Scavengers in Space
As is my usual custom, I'll start several books more or less at once, realize I've started too many books, put a few aside, and then start finishing them off...
I recently finished Scavengers in Space by Alan E. Nourse. It's a darn shame that Nourse is pretty much forgotten and probably uknown by the generations of readers past mine. With a little polishing and very little updating this book could fit in with much of the SF of today. Heck, it would make a great episode in the lamented British SF series Star Cops. Or it would fit in with the Japanese anime/magna Planetes.

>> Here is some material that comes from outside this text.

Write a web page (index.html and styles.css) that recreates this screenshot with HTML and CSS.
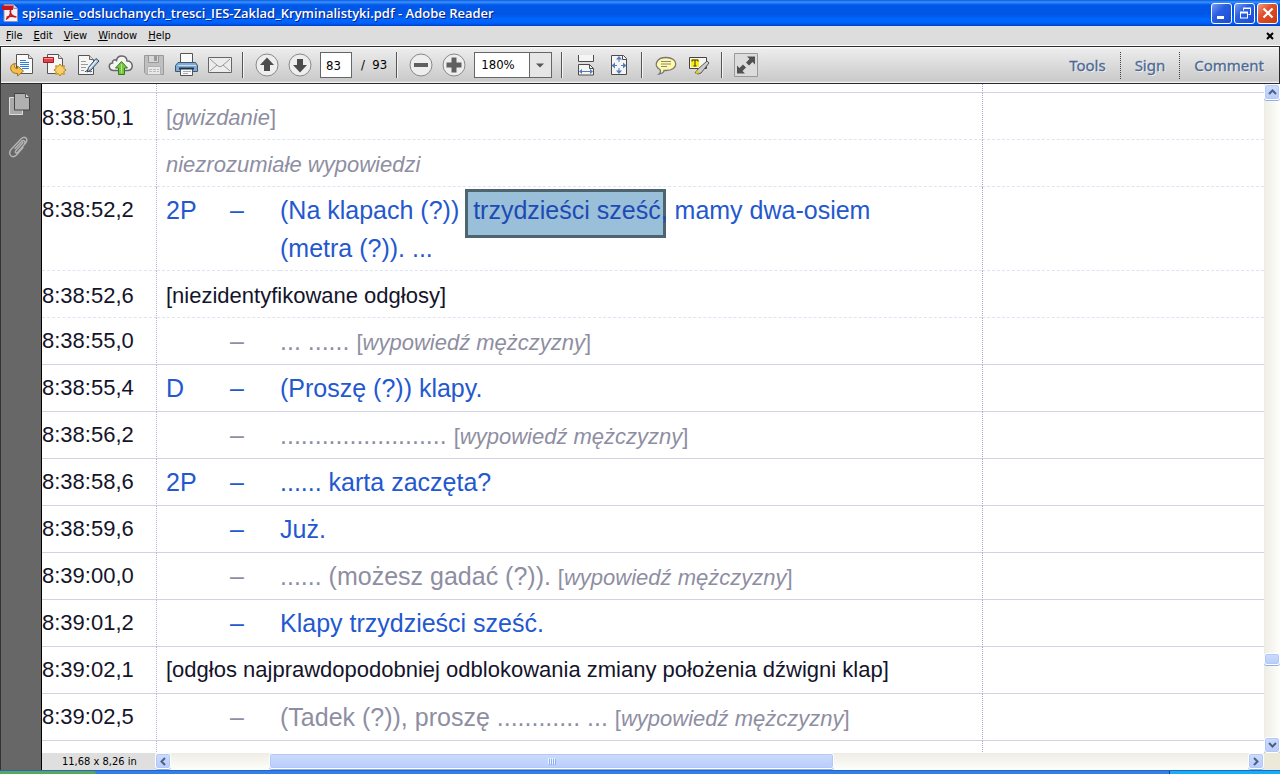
FILE: index.html
```html
<!DOCTYPE html>
<html lang="pl">
<head>
<meta charset="utf-8">
<title>spisanie_odsluchanych_tresci_IES-Zaklad_Kryminalistyki.pdf - Adobe Reader</title>
<link rel="stylesheet" href="styles.css">
</head>
<body>
<header class="titlebar">
  <svg class="app-icon" width="18" height="18" viewBox="0 0 18 18" aria-hidden="true">
    <path d="M3 .5h9.500l4 4v13H3z" fill="#f4f2f4" stroke="#9a8fb0"/>
    <path d="M12.500 .5v4h4" fill="#d8d4dc" stroke="#9a8fb0"/>
    <path d="M1 1.500h11v4.500H1z" fill="#c8161d"/>
    <path d="M5 15.500c3-2 5-6 4.500-9.500M9 7c.5 3 3 5.500 6.500 6M5.500 13.500c3-1.500 6-1.500 9-.5" fill="none" stroke="#c8161d" stroke-width="1.500"/>
  </svg>
  <h1 class="title">spisanie_odsluchanych_tresci_IES-Zaklad_Kryminalistyki.pdf - Adobe Reader</h1>
  <div class="window-buttons">
    <button class="win-btn" aria-label="Minimize"><svg width="18" height="18" viewBox="0 0 18 18"><path d="M4 12h7v3H4z" fill="#fff"/></svg></button>
    <button class="win-btn" aria-label="Restore"><svg width="18" height="18" viewBox="0 0 18 18"><path d="M4 7.500h8v7H4zM5 9.500v4h6v-4z" fill="#fff" fill-rule="evenodd"/><path d="M7.500 6.500V4.500h7v6h-2M7 4h8" fill="none" stroke="#fff"/></svg></button>
    <button class="win-btn close" aria-label="Close"><svg width="18" height="18" viewBox="0 0 18 18"><path d="M4.500 4.500l9 9M13.500 4.500l-9 9" stroke="#fff" stroke-width="2.200"/></svg></button>
  </div>
</header>
<nav class="menubar">
  <button class="menu"><u>F</u>ile</button>
  <button class="menu"><u>E</u>dit</button>
  <button class="menu"><u>V</u>iew</button>
  <button class="menu"><u>W</u>indow</button>
  <button class="menu"><u>H</u>elp</button>
  <button class="doc-close" aria-label="Close document"><svg width="8" height="8" viewBox="0 0 8 8"><path d="M1 1l6 6M7 1L1 7" stroke="#000" stroke-width="2"/></svg></button>
</nav>
<div class="toolbar">
  <button class="tool" aria-label="Open"><svg width="24" height="24" viewBox="0 0 24 24">
    <path d="M6.500 1.500h12l4 4v15h-16z" fill="#fafafa" stroke="#555"/>
    <path d="M18.500 1.500v4h4" fill="#ddd" stroke="#666"/>
    <path d="M10 7.500h6M10 9.500h9M10 11.500h9M10 13.500h9M12 15.500h7" stroke="#2f7ce8"/>
    <path d="M5.500 10.500C1 11 0 14 1 17c1 2.500 3 3.500 6.500 3.500V23l6-5-6-5v2.500c-3 0-4-2-2-5z" fill="#f3bf4a" stroke="#a5711a"/></svg></button>
  <button class="tool" aria-label="Create PDF"><svg width="24" height="24" viewBox="0 0 24 24">
    <path d="M4.500 1.500h11l4 4v15h-15z" fill="#f6f6f6" stroke="#555"/>
    <path d="M15.500 1.500v4h4" fill="#ddd" stroke="#666"/>
    <path d="M.5 4.500h10v5H.5z" fill="#e8404a" stroke="#a81820"/><path d="M1 5.500h9" stroke="#f59a96"/>
    <path d="M17 11l1.600 2.300 2.700-.6-.5 2.700 2.300 1.600-2.300 1.600.5 2.700-2.700-.6L17 23l-1.600-2.300-2.700.6.5-2.700-2.300-1.600 2.300-1.600-.5-2.700 2.700.6z" fill="#f9cf67" stroke="#ba861d"/></svg></button>
  <button class="tool" aria-label="Edit document"><svg width="24" height="24" viewBox="0 0 24 24">
    <path d="M2.500 2.500h11l4 4v15h-15z" fill="#f6f6f6" stroke="#555"/>
    <path d="M13.500 2.500v4h4" fill="#ddd" stroke="#666"/>
    <path d="M5 8.500h5M5 11.500h7M5 14.500h5M5 17.500h3" stroke="#999"/>
    <path d="M9 19c2-3 2 1 4-1 1 1 2 1 3 0" fill="none" stroke="#333"/>
    <path d="M20 5.500l3 2.500-8 9-4 2 1.500-4.500z" fill="#aecbe8" stroke="#34495c"/><path d="M20 8l-6.500 7.500" stroke="#fff"/></svg></button>
  <button class="tool" aria-label="Upload"><svg width="26" height="24" viewBox="0 0 26 24">
    <path d="M6 17.500c-6 0-6-7-1.500-7.500C4 7 7 6 8.500 7.500 9.500 1.500 18.500 1.500 19 8c6-.5 7.500 9 1 9.500z" fill="#f4f4f4" stroke="#666" stroke-width="1.500"/>
    <path d="M13.500 8.500l6 6.500h-3v6.500h-6V15h-3z" fill="#74c643" stroke="#39791b"/><path d="M13.500 11v9" stroke="#b0e48d"/></svg></button>
  <button class="tool" aria-label="Save" disabled><svg width="24" height="24" viewBox="0 0 24 24">
    <path d="M2.500 2.500h19v19h-17l-2-2z" fill="#c0c0c0" stroke="#999"/>
    <path d="M6.500 2.500h10v7h-10z" fill="#d8d8d8" stroke="#999"/><path d="M12 3h3v5h-3z" fill="#999"/>
    <path d="M5.500 13.500h13v8h-13z" fill="#e8e8e8" stroke="#b0b0b0"/><path d="M7 16.500h10M7 18.500h10" stroke="#bbb" stroke-dasharray="3 1"/></svg></button>
  <button class="tool" aria-label="Print"><svg width="24" height="24" viewBox="0 0 24 24">
    <path d="M5.500 10V.5h12V10" fill="#fafafa" stroke="#555"/>
    <path d="M3 9.500h17.500l2 3v6H.5v-6z" fill="#83aad5" stroke="#395a70"/><path d="M3 12.500h18" stroke="#c6dfec"/>
    <path d="M5.500 15.500h12v7h-12z" fill="#fafafa" stroke="#555"/><path d="M4 15.500h15" stroke="#1d3648" stroke-width="2"/><path d="M8 18.500h8M8 20.500h5" stroke="#aaa"/></svg></button>
  <button class="tool" aria-label="Email"><svg width="24" height="24" viewBox="0 0 24 24">
    <path d="M.5 4.500h23v15H.5z" fill="#ececec" stroke="#666"/><path d="M2 6l8 7q2 1.500 4 0l8-7M2 18l7-6M22 18l-7-6" fill="none" stroke="#999"/></svg></button>
  <span class="sep"></span>
  <button class="tool" aria-label="Previous page"><svg width="24" height="24" viewBox="0 0 24 24"><circle cx="12" cy="12" r="11" fill="#eee" stroke="#888"/><path d="M12 4.500l7 7.500h-4v6H9v-6H5z" fill="#4c4c4c"/></svg></button>
  <button class="tool" aria-label="Next page"><svg width="24" height="24" viewBox="0 0 24 24"><circle cx="12" cy="12" r="11" fill="#eee" stroke="#888"/><path d="M12 19.500L5 12h4V6h6v6h4z" fill="#4c4c4c"/></svg></button>
  <label class="page-box"><input class="page" type="text" value="83" aria-label="Page"><span>/&nbsp; 93</span></label>
  <span class="sep"></span>
  <button class="tool" aria-label="Zoom out"><svg width="24" height="24" viewBox="0 0 24 24"><circle cx="12" cy="12" r="11" fill="#eee" stroke="#888"/><path d="M5 10h14v4H5z" fill="#606060"/></svg></button>
  <button class="tool" aria-label="Zoom in"><svg width="24" height="24" viewBox="0 0 24 24"><circle cx="12" cy="12" r="11" fill="#eee" stroke="#888"/><path d="M9.500 4.500h5v5h5v5h-5v5h-5v-5h-5v-5h5z" fill="#606060"/></svg></button>
  <div class="zoom-box">
    <select class="zoom" aria-label="Zoom level"><option>180%</option></select>
    <svg class="zoom-arrow" width="22" height="24" viewBox="0 0 22 24" aria-hidden="true"><path d="M0 0h22v24H0z" fill="#e6e6e6"/><path d="M.5 0v24" stroke="#666"/><path d="M7 10.500h8l-4 4z" fill="#555"/></svg>
  </div>
  <span class="sep"></span>
  <button class="tool" aria-label="Fit width"><svg width="24" height="24" viewBox="0 0 24 24"><path d="M4.500 2v6.500h15V2M4.500 22V11.500h11l4 4V22z" fill="#f5f5f5" stroke="#4c4c4c"/><path d="M15.500 11.500v4h4" fill="none" stroke="#4c4c4c"/><path d="M7 18.500h10" stroke="#557bb8"/><path d="M5 18.500l3-2.500v5zM19 18.500l-3-2.500v5z" fill="#557bb8"/></svg></button>
  <button class="tool" aria-label="Fit page"><svg width="24" height="24" viewBox="0 0 24 24"><path d="M4.500 2.500h12l3 3v16h-15z" fill="#f5f5f5" stroke="#4c4c4c"/><path d="M15.500 2.500v4h4" fill="none" stroke="#4c4c4c"/><path d="M12 5v4M12 15v4M6 12.500h4M14 12.500h4" stroke="#557bb8"/><path d="M12 3l3 3.500H9zM12 21l3-3.500H9zM4.500 12.500L8 9.500v6zM19.500 12.500L16 9.500v6z" fill="#557bb8"/></svg></button>
  <span class="sep"></span>
  <button class="tool" aria-label="Comment bubble"><svg width="24" height="24" viewBox="0 0 24 24"><path d="M12 4.500c13 0 13 13 0 13H10c0 2-3 3.500-5 3.500 1.500-1 2-2.500 1-4.500C-1 13.500 2 4.500 12 4.500z" fill="#fff9a8" stroke="#777" stroke-width="1.300"/><path d="M7 8.500h10M7 11h10M7 13.500h6" stroke="#888"/></svg></button>
  <button class="tool" aria-label="Highlight text"><svg width="24" height="24" viewBox="0 0 24 24"><path d="M2.500 4.500h17v11h-17z" fill="#f7f7f7" stroke="#444"/><path d="M4 6h8v8H4z" fill="#fff000"/><path d="M5 8.500V7h6v1.500M8 7v6M6.500 13h3" fill="none" stroke="#333"/><path d="M20 8l2 2-8 10-3 1-3-1 3-4z" fill="#ccc" stroke="#555"/><path d="M10 17l3 3-5 1z" fill="#e6c829"/></svg></button>
  <span class="sep"></span>
  <button class="tool" aria-label="Read mode"><svg width="24" height="24" viewBox="0 0 24 24"><path d="M.5 .5h23v23H.5z" fill="#dcdcdc" stroke="#999"/><path d="M13 3.500h8v8l-2.500-2.500-3.500 3.500-3-3L15.500 6zM11 20.500H3v-8l2.500 2.500L9 11.500l3 3L8.500 18z" fill="#505050"/></svg></button>
  <div class="panes">
    <button class="pane">Tools</button>
    <button class="pane">Sign</button>
    <button class="pane">Comment</button>
  </div>
</div>
<div class="workspace">
  <aside class="sidebar">
    <button class="side" aria-label="Page thumbnails"><svg width="22" height="24" viewBox="0 0 22 24"><path d="M1.500 5.500h13v17h-13z" fill="#aaa" stroke="#ddd"/><path d="M6.500 1.500h11l4 4v12.500h-15z" fill="#b0b0b0" stroke="#444"/><path d="M17.500 1.500v4h4" fill="#ddd" stroke="#555"/></svg></button>
    <button class="side" aria-label="Attachments"><svg width="22" height="24" viewBox="0 0 22 24"><path d="M15 7.500l-7 8c-1.500 2 0 3.500 2 1.500l8-9.500c2.500-4-1.500-7-4.500-4L3 14.500c-3.500 5 1 9.500 5.500 5.500L15 12.500M7 13.500L13.500 6.500c2-2 4.500-.5 3 2" fill="none" stroke="#b4b4b4" stroke-width="1.400" stroke-linecap="round"/></svg></button>
  </aside>
  <main class="document">
    <table class="transcript">
      <colgroup><col class="c-time"><col class="c-who"><col class="c-dash"><col class="c-text"><col></colgroup>
      <tbody>
      <tr class="lead"><td></td><td colspan="3"></td><td></td></tr>
      <tr class="dashed"><td>8:38:50,1</td><td colspan="3" class="note muted">[<i>gwizdanie</i>]</td><td></td></tr>
      <tr class="dashed"><td></td><td colspan="3" class="note muted"><i>niezrozumiałe wypowiedzi</i></td><td></td></tr>
      <tr class="dashed tall blue"><td>8:38:52,2</td><td>2P</td><td>–</td><td>(Na klapach (?)) &nbsp;<mark>trzydzieści sześć,</mark> mamy dwa-osiem<br>(metra (?)). ...</td><td></td></tr>
      <tr class="dashed"><td>8:38:52,6</td><td colspan="3" class="note">[niezidentyfikowane odgłosy]</td><td></td></tr>
      <tr class="muted"><td>8:38:55,0</td><td></td><td>–</td><td>... ...... <span class="remark">[<i>wypowiedź mężczyzny</i>]</span></td><td></td></tr>
      <tr class="blue"><td>8:38:55,4</td><td>D</td><td>–</td><td>(Proszę (?)) klapy.</td><td></td></tr>
      <tr class="muted"><td>8:38:56,2</td><td></td><td>–</td><td>........................ <span class="remark">[<i>wypowiedź mężczyzny</i>]</span></td><td></td></tr>
      <tr class="blue"><td>8:38:58,6</td><td>2P</td><td>–</td><td>...... karta zaczęta?</td><td></td></tr>
      <tr class="blue"><td>8:38:59,6</td><td></td><td>–</td><td>Już.</td><td></td></tr>
      <tr class="muted"><td>8:39:00,0</td><td></td><td>–</td><td>...... (możesz gadać (?)). <span class="remark">[<i>wypowiedź mężczyzny</i>]</span></td><td></td></tr>
      <tr class="blue"><td>8:39:01,2</td><td></td><td>–</td><td>Klapy trzydzieści sześć.</td><td></td></tr>
      <tr><td>8:39:02,1</td><td colspan="3" class="note">[odgłos najprawdopodobniej odblokowania zmiany położenia dźwigni klap]</td><td></td></tr>
      <tr class="muted"><td>8:39:02,5</td><td></td><td>–</td><td>(Tadek (?)), proszę ............ ... <span class="remark">[<i>wypowiedź mężczyzny</i>]</span></td><td></td></tr>
      <tr class="blue next"><td></td><td></td><td></td><td>Jedzcie</td><td></td></tr>
      </tbody>
    </table>
  </main>
  <div class="vscroll">
    <button class="arrow" aria-label="Scroll up"><svg width="9" height="8" viewBox="0 0 9 8"><path d="M1 6l3.500-3.500L8 6" fill="none" stroke="#4d6185" stroke-width="2"/></svg></button>
    <span class="v-before"></span><span class="v-thumb"></span><span class="v-after"></span>
    <button class="arrow" aria-label="Scroll down"><svg width="9" height="8" viewBox="0 0 9 8"><path d="M1 2l3.500 3.500L8 2" fill="none" stroke="#4d6185" stroke-width="2"/></svg></button>
  </div>
  <div class="hrow">
    <span class="size">11,68 x 8,26 in</span>
    <button class="arrow" aria-label="Scroll left"><svg width="8" height="9" viewBox="0 0 8 9"><path d="M6 1L2.500 4.500 6 8" fill="none" stroke="#4d6185" stroke-width="2"/></svg></button>
    <span class="h-before"></span><span class="h-thumb"><svg width="8" height="7" viewBox="0 0 8 7"><path d="M.5 0v6M2.500 0v6M4.500 0v6M6.500 0v6" stroke="#eef4fe"/><path d="M1.500 1v6M3.500 1v6M5.500 1v6M7.500 1v6" stroke="#8cb0f8"/></svg></span><span class="h-after"></span>
    <button class="arrow" aria-label="Scroll right"><svg width="8" height="9" viewBox="0 0 8 9"><path d="M2 1l3.500 3.500L2 8" fill="none" stroke="#4d6185" stroke-width="2"/></svg></button>
  </div>
  <span class="corner"></span>
</div>
<footer class="taskbar"><span class="start"></span><span class="tasks"></span><span class="tray"></span></footer>
</body>
</html>
```

FILE: styles.css
```css
* { box-sizing: border-box; }
body {
  margin: 0;
  height: 100vh;
  display: flex;
  flex-direction: column;
  overflow: hidden;
  background: #ddd;
  color: #000;
  font: 11px/14px "DejaVu Sans Condensed", "DejaVu Sans", sans-serif;
}
button { border: 0; padding: 0; background: none; color: inherit; font: inherit; }
svg { display: block; }

.titlebar {
  flex: none;
  height: 26px;
  display: flex;
  align-items: center;
  gap: 3px;
  padding: 0 2px 0 1px;
  background: linear-gradient(#0a5ae0, #3a92ff 2px, #0058e8 5px, #0055e5 14px, #0066ff 19px, #0061fa 23px, #0040c8);
}
.title {
  flex: 1;
  margin: 0;
  overflow: hidden;
  white-space: nowrap;
  color: #fff;
  font: 600 13px/18px "Open Sans", sans-serif;
  text-shadow: 1px 1px #0a1c80;
}
.window-buttons { display: flex; gap: 2px; }
.win-btn {
  width: 21px;
  height: 21px;
  display: grid;
  place-items: center;
  border: 1px solid #fff;
  border-radius: 3px;
  background: linear-gradient(135deg, #7a9cf0, #2a5fe2 40%, #1a4cd4);
}
.win-btn.close { background: linear-gradient(135deg, #f09a80, #e0502c 40%, #c83810); }

.menubar {
  flex: none;
  height: 20px;
  display: flex;
  align-items: center;
  gap: 11px;
  padding: 0 6px 0 6px;
  border-bottom: 1px solid #fff;
}
.menu { height: 19px; }
.doc-close { margin-left: auto; }

.toolbar {
  flex: none;
  height: 38px;
  display: flex;
  align-items: center;
  padding: 0 1px 0 4px;
  border: 1px solid #2b2b2b;
  background: linear-gradient(#fff, #ececec 2px, #cacaca 34px, #fff);
}
.tool { flex: none; width: 33px; height: 28px; display: grid; place-items: center; }
.sep { flex: none; width: 2px; height: 26px; margin: 0 6px; border-left: 1px solid #555; border-right: 1px solid #f4f4f4; }
.page-box { display: flex; align-items: center; gap: 9px; margin: 0 3px 0 4px; font-size: 13px; }
.page {
  width: 32px;
  height: 26px;
  padding: 0 5px;
  border: 1px solid #666;
  background: #fff;
  font: inherit;
}
.zoom-box { flex: none; position: relative; width: 78px; margin: 0 3px 0 4px; }
.zoom {
  appearance: none;
  display: block;
  width: 100%;
  height: 26px;
  padding: 0 6px;
  border: 1px solid #666;
  border-radius: 0;
  background: #fff;
  color: #000;
  font: inherit;
  font-size: 13px;
}
.zoom-arrow { position: absolute; top: 1px; right: 1px; pointer-events: none; }
.panes { display: flex; margin-left: auto; }
.pane {
  height: 27px;
  padding: 0 14px;
  color: #4b6a94;
  font: 15px/18px "Noto Sans", sans-serif;
  -webkit-text-stroke: 0.3px #4b6a94;
  text-shadow: 1px 1px #f4f4f4;
}
.pane + .pane { border-left: 1px dotted #444; }

.workspace {
  flex: 1;
  min-height: 0;
  display: grid;
  grid-template: minmax(0, 1fr) 17px / 42px minmax(0, 1fr) 16px;
}
.sidebar {
  grid-row: 1 / 3;
  display: flex;
  flex-direction: column;
  align-items: center;
  gap: 19px;
  padding: 8px 4px 0 0;
  border-left: 1px solid #333;
  border-right: 1px solid #000;
  background: #676767;
}

.document { overflow: hidden; background: #fff; }
.transcript {
  width: 100%;
  table-layout: fixed;
  border-collapse: separate;
  border-spacing: 0;
  color: #14142a;
  font: 25px/38px "Liberation Sans", Arial, sans-serif;
  white-space: nowrap;
}
.c-time { width: 115px; }
.c-who { width: 73px; }
.c-dash { width: 50px; }
.c-text { width: 702px; }
.transcript td { height: 47px; padding: 4px 0 0; border-bottom: 1px solid #d2d2e6; vertical-align: top; }
.transcript td:nth-child(2) { padding-left: 9px; }
.transcript td:first-child { padding-top: 4px; color: #14142a; border-right: 1px dotted #b4b4cc; font-size: 22px; }
.transcript td:last-child { border-left: 1px dotted #a8a8cc; }
.transcript td.note { padding-top: 4px; font-size: 22px; }
.transcript .dashed td { border-bottom: 1px dashed #dfe4f2; }
.transcript .dashed:not(.tall) td { padding-top: 6px; }
.transcript .lead td { height: 9px; padding: 0; }
.transcript .tall td { height: 84px; }
.muted { color: #8e8ea2; }
.blue { color: #2358cf; }
.remark { font-size: 22px; }
mark { position: relative; z-index: 0; background: none; color: #1d4bb5; }
mark::before {
  content: "";
  position: absolute;
  z-index: -1;
  inset: -7px 2px -14px -8px;
  border: 3px solid #4d656e;
  background: #9abfd8;
}

.vscroll { display: flex; flex-direction: column; background: linear-gradient(90deg, #eeede5, #fefefb); }
.arrow, .v-thumb, .h-thumb {
  flex: none;
  border: 1px solid #fff;
  border-radius: 3px;
  background: linear-gradient(#cddcfe, #b8cdfa);
  box-shadow: inset 0 0 0 1px #b4c8f6, 0 1px #8eaee6;
}
.arrow { width: 16px; height: 16px; display: grid; place-items: center; }
.v-before { flex: 553; }
.v-thumb { height: 12px; }
.v-after { flex: 72; }
.hrow { display: flex; background: linear-gradient(#eeede5, #fefefb); }
.size { flex: none; width: 113px; padding-left: 20px; background: #dfdfdf; font-size: 11px; line-height: 17px; }
.h-before { flex: 98; }
.h-thumb { flex: 564; height: 16px; display: grid; place-items: center; }
.h-after { flex: 414; }
.corner { background: #ece9d8; }

.taskbar { flex: none; height: 4px; display: flex; border-top: 1px solid #2a62c8; background: #3080ea; }
.start { width: 96px; border-radius: 0 4px 0 0; background: #58a858; }
.tasks { flex: 1; }
.tray { width: 111px; border-left: 1px solid #0a3a90; background: #12b0f4; }
```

The sons of an asteroid hunter receive word that their father died (apparently in an accident) in the Belt. When they hook up with his partner, they feel that it was not an accident, that he had made a big strike, and that the nefarious Jupiter Equilateral mining corporation was behind it (hey, just like they say on TV—"ripped from the headlines!!!!").
They try to find the strike that their father made. Trouble ensues when Jupiter Equilateral sends a ship to capture them and get the information out of them so JE can claim the strike for themselves.
There's lots of nifty scenes—a ship trying to escape, a chase around the JE "mothership", a very neat planetarium, an amazing discovery.
As I said, this book could stand up today. Maybe somebody like Baen will republish Nourse's books, along the lines of what they've been doing with Murray Leinster's books and stories.